I still have my 2019 MacBook Pro I used for the Mac User groups that is now gone do to the Pandemic. When I can buy a Chromebook Acer 714 with a Intel 12 Gen i5 with thunderbolt 4, touch screen, USI pen built in for only $725 for mobile use and can Build a Gaming Tower for Half the price of the new Mac Pro towers and has tons of software I think Apple needs to reevaluate some of the decisions over the last 5 years. Yes I think Apple makes some of the best hardware on the market, but I think they doing what GM did and over priced their products, just like GM thought are we are big and people won't buy another brand. KIA now sell 2.8 million cars because they are affordable to the consumer.
 
The bump from M1 Extreme to M2 Extreme will be a marketing stunt more than anything else.
The chip itself will be essentially the same that was ready to ship months ago.
M1 and M2 are structurally almost the same design.
It would be weird to ship an "M1 Extreme" now that the M2 is out, that's all.

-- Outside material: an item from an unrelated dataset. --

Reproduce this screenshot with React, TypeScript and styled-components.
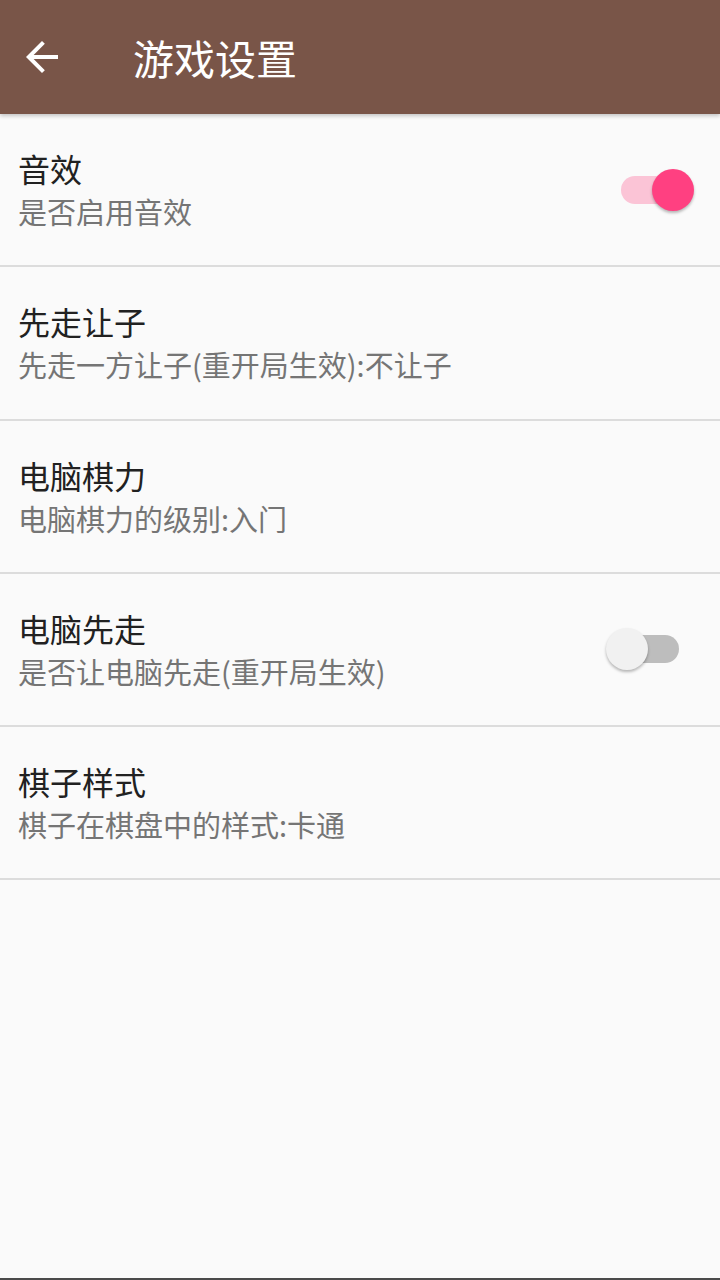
import React, { FC } from 'react'
import styled, { createGlobalStyle } from 'styled-components'

interface Setting {
  id: string
  title: string
  summary: string
  toggle?: boolean
  checked?: boolean
}

const settings: Setting[] = [
  { id: 'sound', title: '音效', summary: '是否启用音效', toggle: true, checked: true },
  { id: 'handicap', title: '先走让子', summary: '先走一方让子(重开局生效):不让子' },
  { id: 'level', title: '电脑棋力', summary: '电脑棋力的级别:入门' },
  { id: 'aiFirst', title: '电脑先走', summary: '是否让电脑先走(重开局生效)', toggle: true, checked: false },
  { id: 'style', title: '棋子样式', summary: '棋子在棋盘中的样式:卡通' },
]

const GlobalStyle = createGlobalStyle`
  html, body {
    margin: 0;
    padding: 0;
    background: #fafafa;
  }
  body {
    font-family: Roboto, "Noto Sans CJK SC", sans-serif;
  }
`

const App: FC = () => {
  return (
    <Page>
      <GlobalStyle />
      <AppBar>
        <BackButton aria-label="返回">
          <svg width="48" height="48" viewBox="0 0 24 24">
            <path d="M20 11H7.83l5.59-5.59L12 4l-8 8 8 8 1.41-1.41L7.83 13H20v-2z" fill="#ffffff" />
          </svg>
        </BackButton>
        <BarTitle>游戏设置</BarTitle>
      </AppBar>
      <List>
        {settings.map((item) => (
          <Row key={item.id}>
            <TextBlock>
              <Title>{item.title}</Title>
              <Summary>{item.summary}</Summary>
            </TextBlock>
            {item.toggle && (
              <Switch>
                <Track checked={!!item.checked} />
                <Thumb checked={!!item.checked} />
              </Switch>
            )}
          </Row>
        ))}
      </List>
      <Filler />
    </Page>
  )
}

const Page = styled.div`
  display: flex;
  flex-direction: column;
  height: 1280px;
  background: #fafafa;
  border-bottom: 2px solid #4a4a4a;
  box-sizing: border-box;
`
const AppBar = styled.header`
  display: flex;
  align-items: center;
  height: 114px;
  flex-shrink: 0;
  background: #795548;
  box-shadow: 0 2px 4px rgba(0, 0, 0, 0.22);
  position: relative;
  z-index: 1;
`
const BackButton = styled.div`
  display: flex;
  align-items: center;
  justify-content: center;
  width: 48px;
  height: 48px;
  margin-left: 18px;
`
const BarTitle = styled.div`
  margin-left: 67px;
  color: #ffffff;
  font-size: 41px;
  line-height: 48px;
  font-family: "Noto Sans CJK SC", sans-serif;
`
const List = styled.div`
  display: flex;
  flex-direction: column;
`
const Row = styled.div`
  display: flex;
  align-items: center;
  height: 151.25px;
  padding: 0 26px 0 18px;
  border-bottom: 2px solid #dcdcdc;
`
const TextBlock = styled.div`
  flex: 1;
  display: flex;
  flex-direction: column;
  font-family: "Noto Sans CJK SC", sans-serif;
`
const Title = styled.div`
  font-size: 32px;
  line-height: 40px;
  color: #212121;
`
const Summary = styled.div`
  margin-top: 3px;
  font-size: 29px;
  line-height: 40px;
  color: #757575;
`
const Switch = styled.div`
  position: relative;
  width: 88px;
  height: 44px;
`
const Track = styled.div<{ checked: boolean }>`
  position: absolute;
  left: 15px;
  right: 15px;
  top: 8px;
  height: 28px;
  border-radius: 14px;
  background: ${(p) => (p.checked ? '#fbc4d6' : '#bdbdbd')};
`
const Thumb = styled.div<{ checked: boolean }>`
  position: absolute;
  top: 1px;
  ${(p) => (p.checked ? 'right: 0;' : 'left: 0;')}
  width: 42px;
  height: 42px;
  border-radius: 50%;
  background: ${(p) => (p.checked ? '#ff4081' : '#f1f1f1')};
  box-shadow: 0 2px 3px rgba(0, 0, 0, 0.28);
`
const Filler = styled.div`
  flex: 1;
`

export default App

That’s not what I got at all. They had the machine ready for months. They‘ll put an M2 in it instead of an M1, not just a rebrand.
 
In the interview, Gurman also said he does not expect the Mac mini, which previous rumors have indicated could get a facelift, will be redesigned. Gurman points out the similarities between the Mac mini and the Mac Studio, saying a refreshed Mac mini will simply be a spec bump to the M2 chip.

Gurman 'expects' versus Gurman was told by a Apple source should be reported into two different categories. Too often it seems that these are being muddled together on Macrumors.


Using the current case would let the M2 SoC get unleashed thermally though. MBA throttles on sustained full blast computations. Long enough wall clock time at full blast the MBP 13" has longer limit. The "every thinner" design politburo unleashed on the Mini's case likely would have brought painted into the thermal corner with them (like the other places they have gone).